Folha - Além de Swift, Dafoe e Morus, quem foram os grandes criadores de lugares imaginários?
Manguel -
A literatura de geografia imaginária permite a criação de esplêndidos lugares a escritores menores. Autores como James Branch Cabell ou Edgar Burroughs (o pai de Tarzan) criaram lugares imaginários esplêndidos sem serem grandes escritores. Suas imaginações eram capazes de criar lugares com todas as suas regras e qualidades, mas suas linguagens não são das maiores.

Folha - Se o sr. tivesse de organizar os lugares imaginários em continentes, como eles seriam?
Manguel -
Boa parte dos lugares imaginários são ilhas. Se as ilhas imaginárias existissem de verdade, quase não haveria lugar para a água. É muito mais fácil fazer crer em ilhas, colocadas em lugares distantes do Pacífico. Até hoje existem ilhas não desconhecidas, mas não visitadas. É mais fácil acreditar nelas, boiando no meio do nada, do que em um país imaginário entre a fronteira da Argentina e do Brasil.

Folha - Mas quais são os grandes grupos de lugares inventados? Manguel - Existem as utopias feministas, as de vampiros, utopias de homens sós, as cristãs.

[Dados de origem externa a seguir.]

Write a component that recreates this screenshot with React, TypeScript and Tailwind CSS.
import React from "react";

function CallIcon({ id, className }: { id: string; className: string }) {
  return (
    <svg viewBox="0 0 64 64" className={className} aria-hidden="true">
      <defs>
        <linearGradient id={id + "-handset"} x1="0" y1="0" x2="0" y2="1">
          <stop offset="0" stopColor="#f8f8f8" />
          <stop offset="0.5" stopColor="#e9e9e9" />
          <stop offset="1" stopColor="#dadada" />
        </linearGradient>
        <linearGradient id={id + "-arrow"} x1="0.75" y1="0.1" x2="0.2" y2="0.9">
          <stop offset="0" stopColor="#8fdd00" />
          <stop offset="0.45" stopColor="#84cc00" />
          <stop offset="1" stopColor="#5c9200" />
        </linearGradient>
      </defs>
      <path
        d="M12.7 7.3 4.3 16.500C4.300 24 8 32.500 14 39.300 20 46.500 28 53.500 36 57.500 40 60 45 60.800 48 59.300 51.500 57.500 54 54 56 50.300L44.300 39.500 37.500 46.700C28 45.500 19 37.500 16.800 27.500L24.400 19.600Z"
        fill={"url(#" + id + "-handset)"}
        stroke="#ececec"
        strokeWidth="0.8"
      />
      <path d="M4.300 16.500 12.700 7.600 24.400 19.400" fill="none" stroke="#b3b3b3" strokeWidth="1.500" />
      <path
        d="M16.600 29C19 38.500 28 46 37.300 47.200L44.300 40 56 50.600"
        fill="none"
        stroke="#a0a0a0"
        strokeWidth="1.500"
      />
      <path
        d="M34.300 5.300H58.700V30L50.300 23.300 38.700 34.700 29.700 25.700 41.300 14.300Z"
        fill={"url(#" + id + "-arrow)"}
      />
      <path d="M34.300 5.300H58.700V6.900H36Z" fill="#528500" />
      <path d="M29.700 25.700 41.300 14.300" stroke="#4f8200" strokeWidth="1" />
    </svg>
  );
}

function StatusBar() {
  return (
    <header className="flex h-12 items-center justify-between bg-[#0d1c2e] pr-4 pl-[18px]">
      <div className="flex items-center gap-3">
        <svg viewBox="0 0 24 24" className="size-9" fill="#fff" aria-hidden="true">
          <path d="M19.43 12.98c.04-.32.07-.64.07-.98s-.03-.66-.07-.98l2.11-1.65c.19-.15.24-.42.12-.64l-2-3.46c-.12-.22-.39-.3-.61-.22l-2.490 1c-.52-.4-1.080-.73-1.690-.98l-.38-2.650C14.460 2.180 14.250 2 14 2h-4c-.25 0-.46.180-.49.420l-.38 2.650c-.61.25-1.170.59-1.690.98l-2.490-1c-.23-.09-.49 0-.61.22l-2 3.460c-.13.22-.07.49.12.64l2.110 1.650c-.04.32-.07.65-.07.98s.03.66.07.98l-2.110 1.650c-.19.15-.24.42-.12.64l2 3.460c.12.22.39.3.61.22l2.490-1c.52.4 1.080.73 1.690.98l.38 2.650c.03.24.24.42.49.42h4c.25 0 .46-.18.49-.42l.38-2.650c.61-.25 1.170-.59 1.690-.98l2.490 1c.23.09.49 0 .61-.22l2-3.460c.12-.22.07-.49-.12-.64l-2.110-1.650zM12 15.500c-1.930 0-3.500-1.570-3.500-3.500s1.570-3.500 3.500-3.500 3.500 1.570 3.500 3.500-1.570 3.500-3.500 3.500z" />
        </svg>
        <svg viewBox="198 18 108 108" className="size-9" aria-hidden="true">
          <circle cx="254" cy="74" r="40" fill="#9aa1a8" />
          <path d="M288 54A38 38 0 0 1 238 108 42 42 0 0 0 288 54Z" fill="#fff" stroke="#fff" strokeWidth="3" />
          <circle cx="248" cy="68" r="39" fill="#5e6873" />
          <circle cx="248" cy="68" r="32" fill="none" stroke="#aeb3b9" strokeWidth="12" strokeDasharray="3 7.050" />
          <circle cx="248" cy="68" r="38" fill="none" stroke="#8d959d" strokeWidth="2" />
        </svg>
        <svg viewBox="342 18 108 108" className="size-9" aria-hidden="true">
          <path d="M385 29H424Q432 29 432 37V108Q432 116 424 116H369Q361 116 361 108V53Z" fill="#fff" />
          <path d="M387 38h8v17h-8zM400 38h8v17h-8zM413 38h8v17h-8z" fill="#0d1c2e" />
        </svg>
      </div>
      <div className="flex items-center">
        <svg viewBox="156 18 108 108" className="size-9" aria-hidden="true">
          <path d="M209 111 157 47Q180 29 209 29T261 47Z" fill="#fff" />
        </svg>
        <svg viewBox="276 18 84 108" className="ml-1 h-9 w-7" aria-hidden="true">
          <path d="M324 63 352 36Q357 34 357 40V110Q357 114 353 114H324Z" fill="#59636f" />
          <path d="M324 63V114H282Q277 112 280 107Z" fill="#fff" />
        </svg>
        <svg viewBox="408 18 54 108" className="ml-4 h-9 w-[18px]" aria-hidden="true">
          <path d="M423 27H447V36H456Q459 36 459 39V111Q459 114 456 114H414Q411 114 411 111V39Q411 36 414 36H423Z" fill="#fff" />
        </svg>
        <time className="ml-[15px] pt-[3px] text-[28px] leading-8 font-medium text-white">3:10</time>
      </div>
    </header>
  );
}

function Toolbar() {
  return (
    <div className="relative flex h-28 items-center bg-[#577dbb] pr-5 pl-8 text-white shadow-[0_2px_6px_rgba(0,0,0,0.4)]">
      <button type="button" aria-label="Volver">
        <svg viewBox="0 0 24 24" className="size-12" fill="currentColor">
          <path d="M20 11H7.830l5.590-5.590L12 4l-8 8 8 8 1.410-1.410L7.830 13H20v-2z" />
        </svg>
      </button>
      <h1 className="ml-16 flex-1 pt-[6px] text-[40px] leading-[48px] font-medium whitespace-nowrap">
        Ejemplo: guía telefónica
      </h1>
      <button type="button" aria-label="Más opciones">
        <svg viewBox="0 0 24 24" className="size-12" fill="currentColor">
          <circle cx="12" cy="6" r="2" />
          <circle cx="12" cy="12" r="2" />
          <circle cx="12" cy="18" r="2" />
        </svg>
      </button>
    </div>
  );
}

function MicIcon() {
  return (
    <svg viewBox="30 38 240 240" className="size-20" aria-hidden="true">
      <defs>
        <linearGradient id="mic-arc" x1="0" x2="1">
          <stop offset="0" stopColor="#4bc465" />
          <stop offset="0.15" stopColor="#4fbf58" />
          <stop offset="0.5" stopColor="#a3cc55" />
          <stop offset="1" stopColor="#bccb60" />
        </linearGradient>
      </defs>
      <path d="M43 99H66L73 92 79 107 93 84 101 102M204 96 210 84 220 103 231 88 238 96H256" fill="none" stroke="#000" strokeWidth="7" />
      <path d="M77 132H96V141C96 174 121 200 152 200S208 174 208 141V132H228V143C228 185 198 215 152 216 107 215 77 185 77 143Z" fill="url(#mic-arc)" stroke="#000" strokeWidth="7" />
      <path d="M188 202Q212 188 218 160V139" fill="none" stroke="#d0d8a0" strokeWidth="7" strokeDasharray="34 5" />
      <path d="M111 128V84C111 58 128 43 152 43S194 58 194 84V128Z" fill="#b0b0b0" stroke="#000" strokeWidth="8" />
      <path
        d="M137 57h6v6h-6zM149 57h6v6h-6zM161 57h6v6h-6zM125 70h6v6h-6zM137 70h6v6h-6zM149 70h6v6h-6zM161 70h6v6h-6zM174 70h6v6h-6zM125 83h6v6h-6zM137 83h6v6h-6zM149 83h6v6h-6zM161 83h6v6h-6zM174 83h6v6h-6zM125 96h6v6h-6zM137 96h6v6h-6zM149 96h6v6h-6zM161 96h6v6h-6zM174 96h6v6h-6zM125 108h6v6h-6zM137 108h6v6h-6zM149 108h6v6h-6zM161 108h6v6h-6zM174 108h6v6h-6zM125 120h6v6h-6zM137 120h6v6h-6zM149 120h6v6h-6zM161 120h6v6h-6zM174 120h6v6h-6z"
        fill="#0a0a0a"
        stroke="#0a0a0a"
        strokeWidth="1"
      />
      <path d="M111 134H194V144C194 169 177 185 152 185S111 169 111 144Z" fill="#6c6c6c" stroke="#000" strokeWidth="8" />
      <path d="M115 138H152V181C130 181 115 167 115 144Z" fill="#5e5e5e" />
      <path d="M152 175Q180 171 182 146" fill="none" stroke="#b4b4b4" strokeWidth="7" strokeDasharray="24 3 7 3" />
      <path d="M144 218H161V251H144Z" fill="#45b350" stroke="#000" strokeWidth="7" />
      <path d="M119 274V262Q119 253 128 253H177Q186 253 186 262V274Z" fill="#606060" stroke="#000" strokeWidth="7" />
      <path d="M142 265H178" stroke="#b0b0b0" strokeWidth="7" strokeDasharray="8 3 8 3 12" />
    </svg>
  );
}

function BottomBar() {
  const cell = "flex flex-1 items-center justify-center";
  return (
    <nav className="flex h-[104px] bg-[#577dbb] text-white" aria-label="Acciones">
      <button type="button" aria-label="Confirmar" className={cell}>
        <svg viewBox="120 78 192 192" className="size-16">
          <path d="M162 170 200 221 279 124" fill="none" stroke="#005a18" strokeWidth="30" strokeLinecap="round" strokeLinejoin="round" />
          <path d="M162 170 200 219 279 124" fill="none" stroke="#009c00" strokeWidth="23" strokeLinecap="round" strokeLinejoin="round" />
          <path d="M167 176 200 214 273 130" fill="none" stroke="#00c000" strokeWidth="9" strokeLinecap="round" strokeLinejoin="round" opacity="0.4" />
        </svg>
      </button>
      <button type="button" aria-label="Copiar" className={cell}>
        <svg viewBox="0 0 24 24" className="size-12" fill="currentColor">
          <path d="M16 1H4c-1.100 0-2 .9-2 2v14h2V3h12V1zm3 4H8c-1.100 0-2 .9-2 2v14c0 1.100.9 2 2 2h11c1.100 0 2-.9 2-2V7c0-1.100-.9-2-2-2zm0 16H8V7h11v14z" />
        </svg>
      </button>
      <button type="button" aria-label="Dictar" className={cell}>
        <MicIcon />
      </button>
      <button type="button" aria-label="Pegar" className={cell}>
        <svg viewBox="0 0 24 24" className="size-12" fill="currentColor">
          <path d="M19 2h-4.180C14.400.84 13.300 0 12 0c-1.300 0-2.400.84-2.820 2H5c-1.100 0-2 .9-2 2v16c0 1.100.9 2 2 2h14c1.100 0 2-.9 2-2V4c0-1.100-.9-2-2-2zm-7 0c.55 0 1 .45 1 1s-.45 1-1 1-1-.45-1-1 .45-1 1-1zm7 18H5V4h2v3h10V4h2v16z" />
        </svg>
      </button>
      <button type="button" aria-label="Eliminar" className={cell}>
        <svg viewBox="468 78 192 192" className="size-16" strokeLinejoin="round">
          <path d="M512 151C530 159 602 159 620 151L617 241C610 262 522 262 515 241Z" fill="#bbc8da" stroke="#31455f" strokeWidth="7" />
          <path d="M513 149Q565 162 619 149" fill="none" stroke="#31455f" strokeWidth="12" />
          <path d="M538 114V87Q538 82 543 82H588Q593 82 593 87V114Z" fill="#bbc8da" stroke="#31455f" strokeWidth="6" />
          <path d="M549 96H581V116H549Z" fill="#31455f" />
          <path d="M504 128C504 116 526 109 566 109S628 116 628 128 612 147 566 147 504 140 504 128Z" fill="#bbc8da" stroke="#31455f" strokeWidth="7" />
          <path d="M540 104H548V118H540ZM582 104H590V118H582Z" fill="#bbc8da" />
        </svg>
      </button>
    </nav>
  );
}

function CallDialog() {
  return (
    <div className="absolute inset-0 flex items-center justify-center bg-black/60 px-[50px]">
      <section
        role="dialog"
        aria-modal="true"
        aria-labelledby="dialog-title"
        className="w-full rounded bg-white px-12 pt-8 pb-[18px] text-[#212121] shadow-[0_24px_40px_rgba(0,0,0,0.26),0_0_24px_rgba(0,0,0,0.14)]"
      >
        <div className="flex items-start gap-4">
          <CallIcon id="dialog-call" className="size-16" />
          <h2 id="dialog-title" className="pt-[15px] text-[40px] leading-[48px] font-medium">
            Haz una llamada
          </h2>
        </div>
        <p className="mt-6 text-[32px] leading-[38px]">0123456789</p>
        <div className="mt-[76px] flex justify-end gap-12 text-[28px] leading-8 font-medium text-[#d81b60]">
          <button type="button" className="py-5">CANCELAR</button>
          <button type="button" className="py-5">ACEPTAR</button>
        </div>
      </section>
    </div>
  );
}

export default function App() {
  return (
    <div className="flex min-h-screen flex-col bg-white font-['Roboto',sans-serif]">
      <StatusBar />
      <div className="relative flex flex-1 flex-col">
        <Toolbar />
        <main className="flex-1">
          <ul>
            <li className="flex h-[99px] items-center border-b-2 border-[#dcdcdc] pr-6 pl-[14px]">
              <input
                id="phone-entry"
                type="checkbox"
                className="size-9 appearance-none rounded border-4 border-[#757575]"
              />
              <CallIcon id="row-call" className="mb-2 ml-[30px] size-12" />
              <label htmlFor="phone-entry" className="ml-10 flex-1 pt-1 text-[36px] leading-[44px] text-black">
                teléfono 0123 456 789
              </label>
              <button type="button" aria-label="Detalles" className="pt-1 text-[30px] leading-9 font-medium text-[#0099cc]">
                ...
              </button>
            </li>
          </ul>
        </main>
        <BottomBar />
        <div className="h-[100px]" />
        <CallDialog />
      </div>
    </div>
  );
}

Folha - Qual excursão dessas te deu mais prazer? Qual visitaria?
Manguel -
Visitar não sei se visitaria nenhum. São lugares todos bastante terríveis. Mas nos divertimos muito fazendo a descrição da cidade vampira de Paul Féval, por exemplo. É espetacular.

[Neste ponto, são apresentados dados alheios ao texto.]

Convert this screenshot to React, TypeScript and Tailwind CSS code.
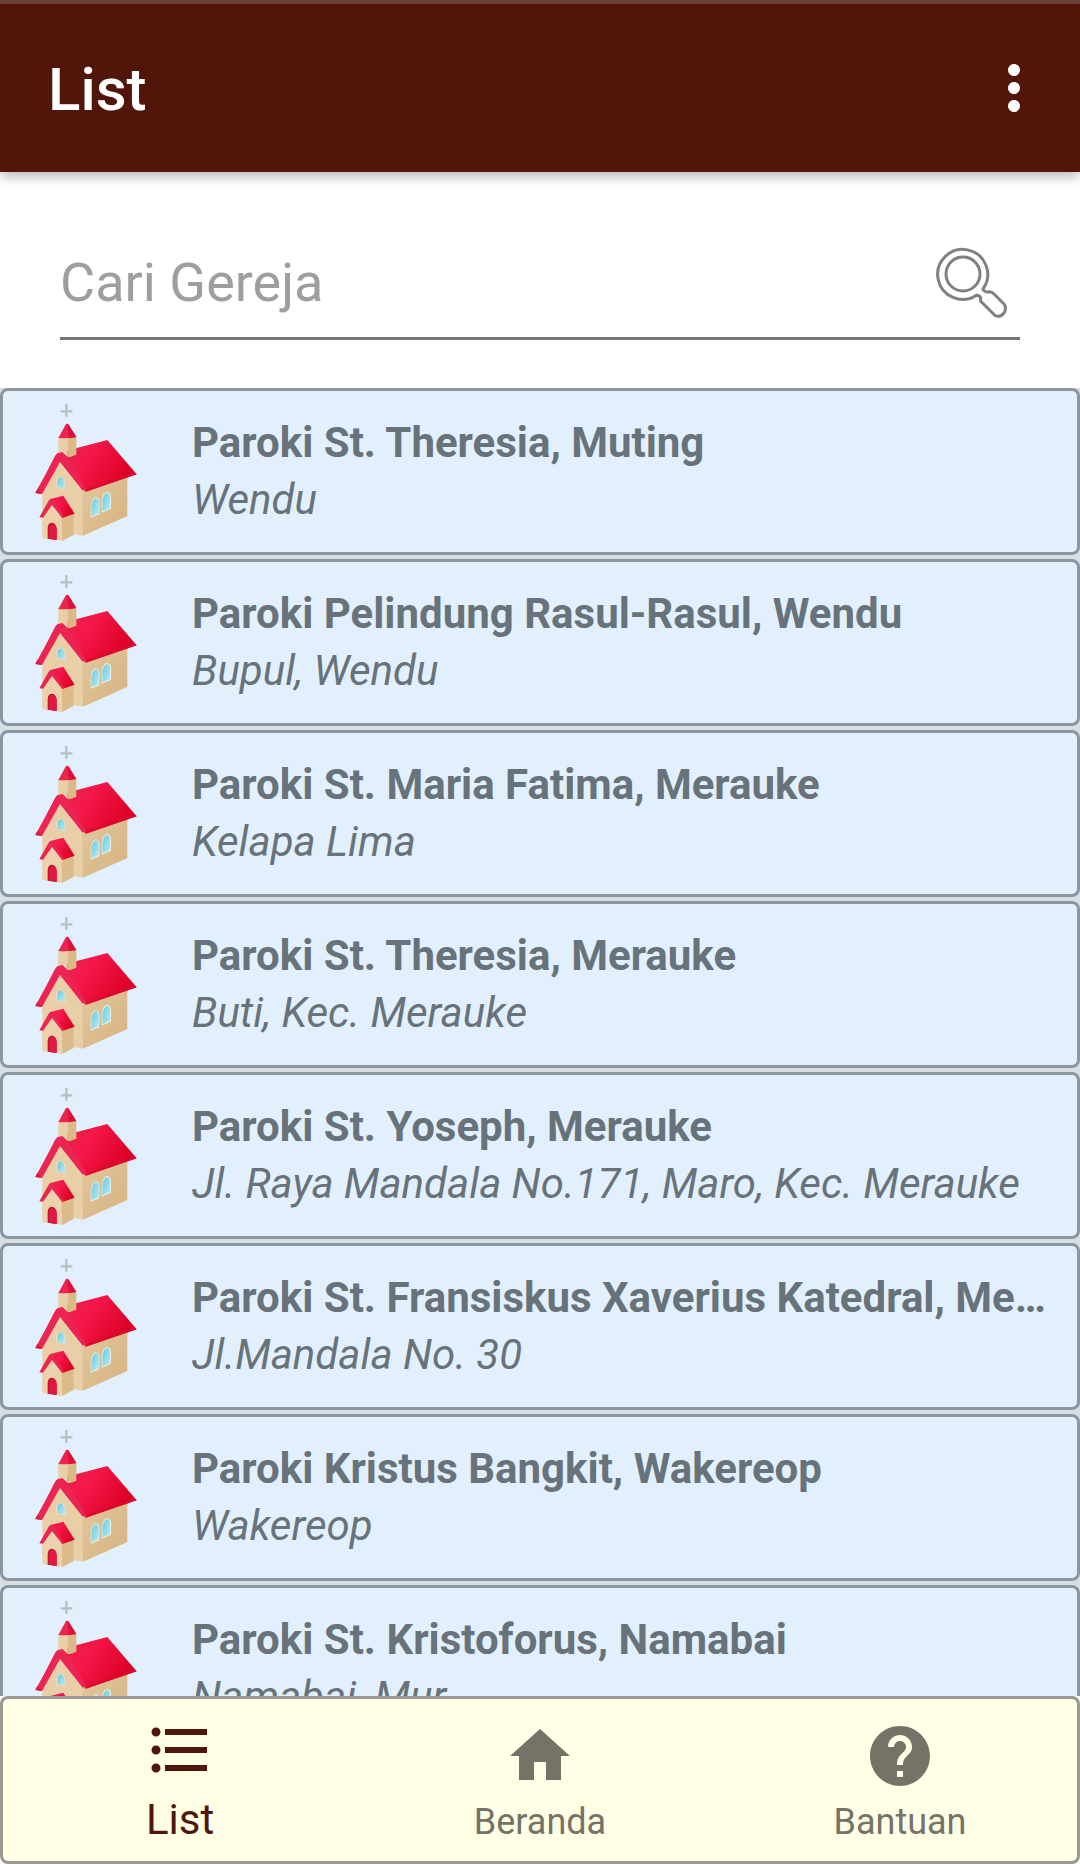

Folha - Quantos livros vocês leram no total para o dicionário?
Manguel -
Éramos jovens, tínhamos muita energia. Lemos mais de 2.000 livros. Não nos bastava ler a obra que mencionava um lugar imaginário, com toda a atenção para conseguir remontá-la com todos os detalhes. Se descobríamos que, para chegar a uma ilha, Tarzã tinha de remar por dois dias, então calculávamos quantos quilômetros uma pessoa podia percorrer remando em canoa e então colocávamos a distância. Ficamos três anos só nisso.

Folha - Por que os lugares de literatura futurista não foram incluídos? Vocês acreditavam que eram utopias que ainda podiam deixar de ser imaginárias?
Manguel -
Não (risos), foi questão de economia mesmo. Também havia uma questão conceitual. Incluindo lugares do futuro de alguma maneira se afetava a vontade de realidade que quisemos dar ao estilo do livro. Dizer que tal lugar se pode visitar porque existiu, então se poderia conhecer suas ruínas, ou porque existe é distinto do que dizer que no futuro se poderá visitar. Já requer muita suspensão de incredulidade por parte dos leitores.

Folha - Como é a produção atual de lugares imaginários?
Manguel -
Segue fértil como sempre. Creio que o leitor aceita enormemente o tipo de leitura que se escreve em seu tempo.
Hoje temos tanta desconfiança com toda informação, em parte porque nos afogam com tanta informação eletrônica e nos fazem crer que as únicas imagens que podemos acreditar são as fotográficas ou da TV, que o texto não dá ao leitor a sugestão de realidade.
Quando alguém escreve um romance e inventa um lugar imaginário, já sabe que o leitor não vai acreditar nesse lugar. E tanto o escritor quanto o leitor entram em acordo para jogar esse jogo sabendo que é um jogo. Ao passo que quando Defoe escreveu Crusoé ele sabia que era ficção, mas o leitor necessariamente não.


DICIONÁRIO DE LUGARES IMAGINÁRIOS. Autores: Alberto Manguel e Gianni Guadalupi. Tradução: Pedro Maia Soares. Editora: Companhia das Letras. Quanto: R$ 56 (495 págs.).